As a closer-to-home perspective, Illinois “requires schools to include instruction on both abstinence and contraception for the prevention of pregnancy and sexually transmitted diseases,” according to the Illinois State Board of Education Public Act 98-0441. The Critical Health Problems and Comprehensive Health Education Act, however, does not require school districts to offer sex education.

“The General Assembly makes laws which determine what the state board can and cannot do,” Jackie Matthews, ISBE Director of Media and External Communications, said. “The [Illinois] state administration can enforce requirements within the parameters of the law, however cannot determine by statue. [Current] sex ed law in Illinois as written is that it is optional for any district in the state, is not a mandated course, and is not a requirement for graduation.”

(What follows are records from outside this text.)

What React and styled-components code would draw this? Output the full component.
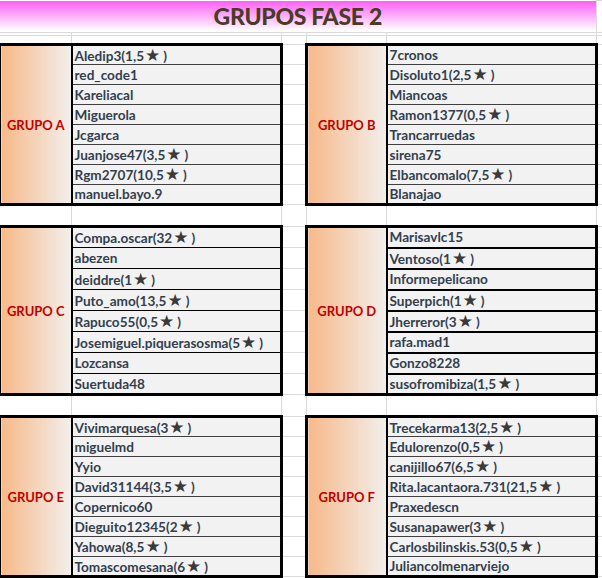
import styled, { createGlobalStyle } from "styled-components";

const GlobalStyles = createGlobalStyle`
  html, body {
    margin: 0;
    padding: 0;
    background: #ffffff;
  }
  body {
    font-family: Lato, "Open Sans", sans-serif;
    overflow: hidden;
  }
`;

const groups = [
  {
    left: {
      name: "GRUPO A",
      players: ["Aledip3(1,5★)", "red_code1", "Kareliacal", "Miguerola", "Jcgarca", "Juanjose47(3,5★)", "Rgm2707(10,5★)", "manuel.bayo.9"],
      line: "1px solid #404040",
    },
    right: {
      name: "GRUPO B",
      players: ["7cronos", "Disoluto1(2,5★)", "Miancoas", "Ramon1377(0,5★)", "Trancarruedas", "sirena75", "Elbancomalo(7,5★)", "Blanajao"],
      line: "1px solid #404040",
    },
    rowHeight: 20,
  },
  {
    left: {
      name: "GRUPO C",
      players: ["Compa.oscar(32★)", "abezen", "deiddre(1★)", "Puto_amo(13,5★)", "Rapuco55(0,5★)", "Josemiguel.piquerasosma(5★)", "Lozcansa", "Suertuda48"],
      line: "1px solid #000000",
    },
    right: {
      name: "GRUPO D",
      players: ["Marisavlc15", "Ventoso(1★)", "Informepelicano", "Superpich(1★)", "Jherreror(3★)", "rafa.mad1", "Gonzo8228", "susofromibiza(1,5★)"],
      line: "2px solid #000000",
    },
    rowHeight: 21,
  },
  {
    left: {
      name: "GRUPO E",
      players: ["Vivimarquesa(3★)", "miguelmd", "Yyio", "David31144(3,5★)", "Copernico60", "Dieguito12345(2★)", "Yahowa(8,5★)", "Tomascomesana(6★)"],
      line: "1px solid #404040",
    },
    right: {
      name: "GRUPO F",
      players: ["Trecekarma13(2,5★)", "Edulorenzo(0,5★)", "canijillo67(6,5★)", "Rita.lacantaora.731(21,5★)", "Praxedescn", "Susanapawer(3★)", "Carlosbilinskis.53(0,5★)", "Juliancolmenarviejo"],
      line: "1px solid #404040",
    },
    rowHeight: 20,
  },
];

const Sheet = styled.table`
  border-collapse: collapse;
  table-layout: fixed;
  width: 604px;
  margin-left: -2px;
`;

const Col = styled.col`
  width: ${(p) => p.$w}px;
`;

const Row = styled.tr`
  height: ${(p) => p.$h}px;
`;

const Cell = styled.td`
  border: 1px solid #dadada;
  padding: 0;
`;

const TitleCell = styled.td`
  border: none;
  border-bottom: 1px solid #dadada;
  padding: 0;
  background: linear-gradient(#ff5ef5, #ffffff 96%);
  text-align: center;
  vertical-align: middle;
  color: #4a3b27;
  font-weight: 900;
  font-size: 23px;
  letter-spacing: -0.3px;
`;

const LabelCell = styled.td`
  border: 3px solid #000000;
  border-right: 2px solid #000000;
  padding: 0;
  background: linear-gradient(to right, #f7b989, #f2efec);
  text-align: center;
  vertical-align: middle;
  color: #c00000;
  font-weight: 700;
  font-size: 13px;
`;

const NameCell = styled.td`
  border-left: 2px solid #000000;
  border-right: 3px solid #000000;
  border-top: ${(p) => (p.$first ? "3px solid #000000" : p.$line)};
  border-bottom: ${(p) => (p.$last ? "3px solid #000000" : p.$line)};
  padding: 0 0 0 2px;
  background: #f2f2f2;
  color: #333f4f;
  font-weight: 700;
  font-size: 13.6px;
  white-space: nowrap;
  vertical-align: middle;
  line-height: 16px;
`;

const Star = styled.span`
  font-family: "DejaVu Sans", sans-serif;
  font-size: 17px;
  line-height: 16px;
  color: #3a3a3a;
  margin: 0 3px 0 1px;
`;

const PlayerName = ({ text }) => {
  const parts = text.split("★");
  if (parts.length === 1) return text;
  return (
    <>
      {parts[0]}
      <Star>★</Star>
      {parts[1]}
    </>
  );
};

const GroupRows = ({ group }) => {
  const { left, right, rowHeight } = group;
  return left.players.map((_, i) => {
    const first = i === 0;
    const last = i === left.players.length - 1;
    return (
      <Row key={i} $h={rowHeight}>
        {first && <LabelCell rowSpan={8}>{left.name}</LabelCell>}
        <NameCell $first={first} $last={last} $line={left.line}>
          <PlayerName text={left.players[i]} />
        </NameCell>
        <Cell />
        {first && <LabelCell rowSpan={8}>{right.name}</LabelCell>}
        <NameCell $first={first} $last={last} $line={right.line}>
          <PlayerName text={right.players[i]} />
        </NameCell>
        <Cell />
      </Row>
    );
  });
};

const BlankRow = ({ h }) => (
  <Row $h={h}>
    <Cell />
    <Cell />
    <Cell />
    <Cell />
    <Cell />
    <Cell />
  </Row>
);

const App = () => {
  return (
    <>
      <GlobalStyles />
      <Sheet>
        <colgroup>
          <Col $w={72} />
          <Col $w={210} />
          <Col $w={25} />
          <Col $w={80} />
          <Col $w={210} />
          <Col $w={7} />
        </colgroup>
        <tbody>
          <Row $h={32}>
            <TitleCell colSpan={5}>GRUPOS FASE 2</TitleCell>
            <Cell />
          </Row>
          <BlankRow h={3} />
          <BlankRow h={9} />
          <GroupRows group={groups[0]} />
          <BlankRow h={22} />
          <GroupRows group={groups[1]} />
          <BlankRow h={22} />
          <GroupRows group={groups[2]} />
        </tbody>
      </Sheet>
    </>
  );
};

export default App;
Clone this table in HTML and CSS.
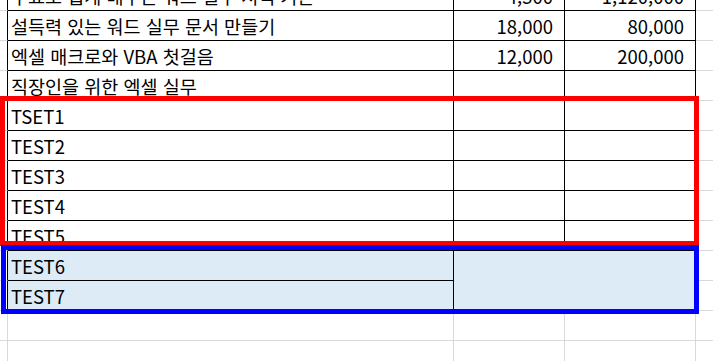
FILE: index.html
```html
<!DOCTYPE html>
<html lang="ko">
<head>
<meta charset="utf-8">
<title>Sheet</title>
<link rel="stylesheet" href="styles.css">
</head>
<body>
<div class="sheet">
  <div class="grid">
    <div class="c s sk"></div>
    <div class="c k">무료로 쉽게 배우는 워드 실무 서식 기본</div>
    <div class="c k n">4,500</div>
    <div class="c k n">1,120,000</div>
    <div class="c d"></div>

    <div class="c s sk"></div>
    <div class="c k">설득력 있는 워드 실무 문서 만들기</div>
    <div class="c k n">18,000</div>
    <div class="c k n">80,000</div>
    <div class="c d"></div>

    <div class="c s sk"></div>
    <div class="c k">엑셀 매크로와 VBA 첫걸음</div>
    <div class="c k n">12,000</div>
    <div class="c k n">200,000</div>
    <div class="c d"></div>

    <div class="c s sk"></div>
    <div class="c k">직장인을 위한 엑셀 실무</div>
    <div class="c k n"></div>
    <div class="c k n"></div>
    <div class="c d"></div>

    <div class="c s sk"></div>
    <div class="c k">TSET1</div>
    <div class="c k"></div>
    <div class="c k"></div>
    <div class="c d"></div>

    <div class="c s sk"></div>
    <div class="c k">TEST2</div>
    <div class="c k"></div>
    <div class="c k"></div>
    <div class="c d"></div>

    <div class="c s sk"></div>
    <div class="c k">TEST3</div>
    <div class="c k"></div>
    <div class="c k"></div>
    <div class="c d"></div>

    <div class="c s sk"></div>
    <div class="c k">TEST4</div>
    <div class="c k"></div>
    <div class="c k"></div>
    <div class="c d"></div>

    <div class="c s sk"></div>
    <div class="c k">TEST5</div>
    <div class="c k"></div>
    <div class="c k"></div>
    <div class="c d"></div>

    <div class="c s sk"></div>
    <div class="c k fill">TEST6</div>
    <div class="c k fill merge"></div>
    <div class="c d"></div>

    <div class="c s sk"></div>
    <div class="c k fill">TEST7</div>
    <div class="c d"></div>

    <div class="c s"></div>
    <div class="c"></div>
    <div class="c"></div>
    <div class="c"></div>
    <div class="c d"></div>

    <div class="c s"></div>
    <div class="c"></div>
    <div class="c"></div>
    <div class="c"></div>
    <div class="c d"></div>
  </div>
  <div class="box box-red"></div>
  <div class="box box-blue"></div>
</div>
</body>
</html>
```

FILE: styles.css
```css
html, body {
  margin: 0;
  padding: 0;
  background: #ffffff;
  overflow: hidden;
}

body {
  font-family: "Noto Sans CJK KR", "Noto Sans", sans-serif;
  font-size: 18.5px;
  color: #000000;
}

.sheet {
  position: relative;
  width: 713px;
  height: 361px;
  overflow: hidden;
}

.grid {
  display: grid;
  grid-template-columns: 8px 446px 111px 131px 100px;
  grid-auto-rows: 30px;
  margin-top: -19px;
}

.c {
  box-sizing: border-box;
  border-right: 1px solid #d9d9d9;
  border-bottom: 1px solid #d9d9d9;
  display: flex;
  align-items: flex-end;
  padding: 0 0 1px 3px;
  white-space: nowrap;
  overflow: hidden;
  line-height: normal;
}

.s {
  padding: 0;
}

.sk {
  border-right-color: #000000;
}

.k {
  border-right-color: #000000;
  border-bottom-color: #000000;
}

.d {
  border-right: none;
}

.n {
  justify-content: flex-end;
  padding-right: 11px;
}

.fill {
  background: #ddebf7;
}

.merge {
  grid-column: span 2;
  grid-row: span 2;
}

.box {
  position: absolute;
  box-sizing: border-box;
  border-style: solid;
  border-width: 5px;
}

.box-red {
  left: 0;
  top: 96px;
  width: 699px;
  height: 150px;
  border-color: #ff0000;
}

.box-blue {
  left: 1px;
  top: 245px;
  width: 698px;
  height: 69px;
  border-color: #0000ff;
}
```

Despite insufficient efforts to properly educate all students on their sexual health, thankfully, abortions are legal and accessible in Illinois. For students in Alabama, the fate of their sexual health and independence is not currently as promising. Seeing as the General Assembly in most states not only determines the parameters of required education, it also makes and assesses laws having to do with abortion. Lawmakers who do not require effective and realistic sexual education in schools, while also prohibiting abortions, are designing a legislative purgatory where individual power is seized from people and their own bodies. This system also perpetuates the view that solely the pregnant individual is to blame for not only getting an abortion, but also conceiving a child in the first place.

In 2019, people deserve to exercise the basic human right of what happens to their own body. Alabama should follow Illinois’ lead and not withhold access to safe abortions.